On this most recent excursion, we had the good fortune of meeting our evening low tides during the last little bit of light for the day. This makes spotting a "show" so much easier, and I highly recommend anyone wanting to try razor clamming to go on a spring dig when the low tides occur in the morning hours and during the daytime. The clam "shows" are what you will be looking for when you want to find your razor clam. They will be fairly close to the water's edge during low tide. (You'll see where the other clammers are; just follow the crowd) A show consists of three types: a keyhole, a dimple, or a donut. I prefer to go for the donut type holes or a large dimple show. As a general rule of thumb, the bigger the show, the bigger the clam. This is not always the case however! A good size clam shell is considered about 5"-6" long. Since you must keep the first 15 clams that you dig, it is nice to have a larger size average so that you will have more clam meat to take home.




Digging for your clams is truly the best part of razor clamming (except for the eating part), but then you have to clean them.  This can seem like a daunting task at first, but once you get the hang of it, you really don't mind it.  After all, once they are clean, you will be that much closer to dinner!  Nothing is better than a meal of fresh clams after an exhilarating dig.  When you clean your clams, you first separate the shell from the body by dunking them in a pot of boiling water for about 10 seconds & then cool them off in some ice water.  This stops the cooking and ensures that your clams will not be too chewy.  The shell should come off fairly easy after this.  You can simply use a pair of scissors to clean the clams.  You essentially are splitting the clams open and removing any part that is not white.  The white meat is what you want.  Make sure and rinse your clams well, and if you are not eating them right away, just freeze them in ziploc bags with the air squeezed out.  I put about six clams per quart-sized bag.  Here is a video that we made so you can see the cleaning process:


So at this point in the blog, you're probably wondering how this relates to wine.  Well, I'm getting around to it.  One of my favorite ways to make razor clams (besides panfried) is a clam linguine.  And as any good cook knows, cooking with wine always makes your food taste better.  (And makes the chef a little happier when he or she needs to "sample" the wine for quality control).  This linguine is also great when you find yourself with the rare problem of leftover wine.  Although the wine leftovers aren't always great for drinking the next day, they are fantastic for cooking with.  Here is a good recipe to try:


Razor Clam Linguine

linguine noodles (fresh is best, but box variety is just fine)
4 pieces of bacon, chopped
pad of butter
2 shallots chopped (or 1/2 an onion with 2 cloves garlic)
1 - 1 1/2 cups white wine (I used Plain Cellar's Riesling)
1 Tbsp. dried oregano
crushed red chili flakes (to taste)
1 1/2 - 2 cups chopped clams (I used 9 clams, but 6 would do fine)
fresh bunch of parsley, chopped
grated parmesan cheese (preferably freshly grated, but use what you have)

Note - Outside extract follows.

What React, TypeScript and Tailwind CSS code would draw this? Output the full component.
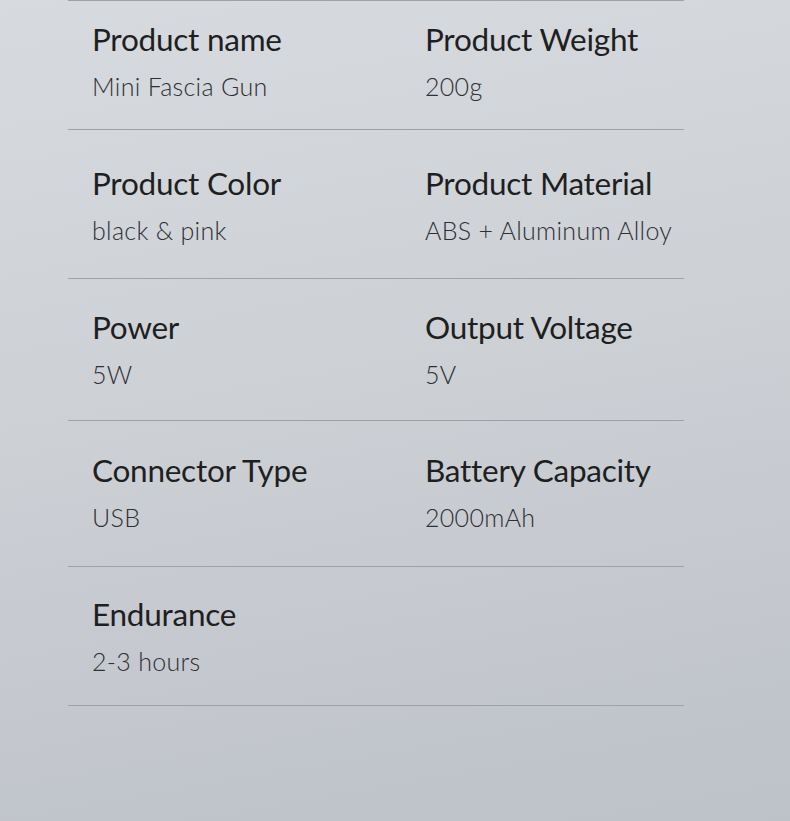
import React from "react";

const rows: { h: string; pt: string; items: [string, string][] }[] = [
  { h: "h-[129px]", pt: "pt-[18px]", items: [["Product name", "Mini Fascia Gun"], ["Product Weight", "200g"]] },
  { h: "h-[149px]", pt: "pt-[33px]", items: [["Product Color", "black & pink"], ["Product Material", "ABS + Aluminum Alloy"]] },
  { h: "h-[142px]", pt: "pt-[28px]", items: [["Power", "5W"], ["Output Voltage", "5V"]] },
  { h: "h-[146px]", pt: "pt-[29px]", items: [["Connector Type", "USB"], ["Battery Capacity", "2000mAh"]] },
  { h: "h-[139px]", pt: "pt-[27px]", items: [["Endurance", "2-3 hours"]] },
];

export default function App() {
  return (
    <div
      className="w-[790px] h-[821px] overflow-hidden bg-[linear-gradient(170deg,#d7dadf_0%,#cdd1d6_45%,#bdc1c8_100%)]"
      style={{ fontFamily: "Lato, 'Noto Sans', sans-serif" }}
    >
      <div className="ml-[68px] w-[616px] border-t border-[#9ea2a7]">
        {rows.map((r, i) => (
          <div key={i} className={`${r.h} ${r.pt} border-b border-[#9ea2a7] grid grid-cols-[333px_1fr] pl-[24px]`}>
            {r.items.map(([t, v]) => (
              <div key={t} className="flex flex-col">
                <div className="text-[31.5px] leading-[40px] text-[#1e1f21] tracking-[-0.25px]">{t}</div>
                <div className="mt-[12px] text-[25px] leading-[30px] text-[#2e3034] font-light tracking-[0.3px]">{v}</div>
              </div>
            ))}
          </div>
        ))}
      </div>
    </div>
  );
}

Start a pot of water boiling for your linguine noodles.  Add the noodles once boiling and cook to al dente doneness, drain (reserve a cup of pasta water), and set aside.  Meanwhile, chop your bacon and saute until crispy; set aside to drain on a paper towel.  You can leave the bacon grease in the pan (or just remove some of it) and add a pad of butter as well.  (I didn't promise a low cal meal here).  Saute your shallots until translucent.  Add your white wine, oregano, and chili flakes.  Go easy on the chili flakes at first, you can always add more later.  I put in just a pinch, but you can add more if you like it spicy.  Simmer until your sauce reduces.  Add your chopped clams and cook until the clams just start to turn opaque.  This won't take long, and you don't want to overcook your clams.  Add the noodles to your pan and give everything a good stir.  cook for just a bit longer until your noodles are done to your liking, and if the pasta needs a bit more moisture, you can add a bit of the pasta water to the pan or drizzle on some olive oil; (I added in some sun-dried cherry tomatoes that I had stored in olive oil from last summer).  Throw in your chopped parsley and a good amount of grated parmesan.  Toss in your bacon crumbles, pour yourself a glass of wine, and enjoy an awesome Northwest meal.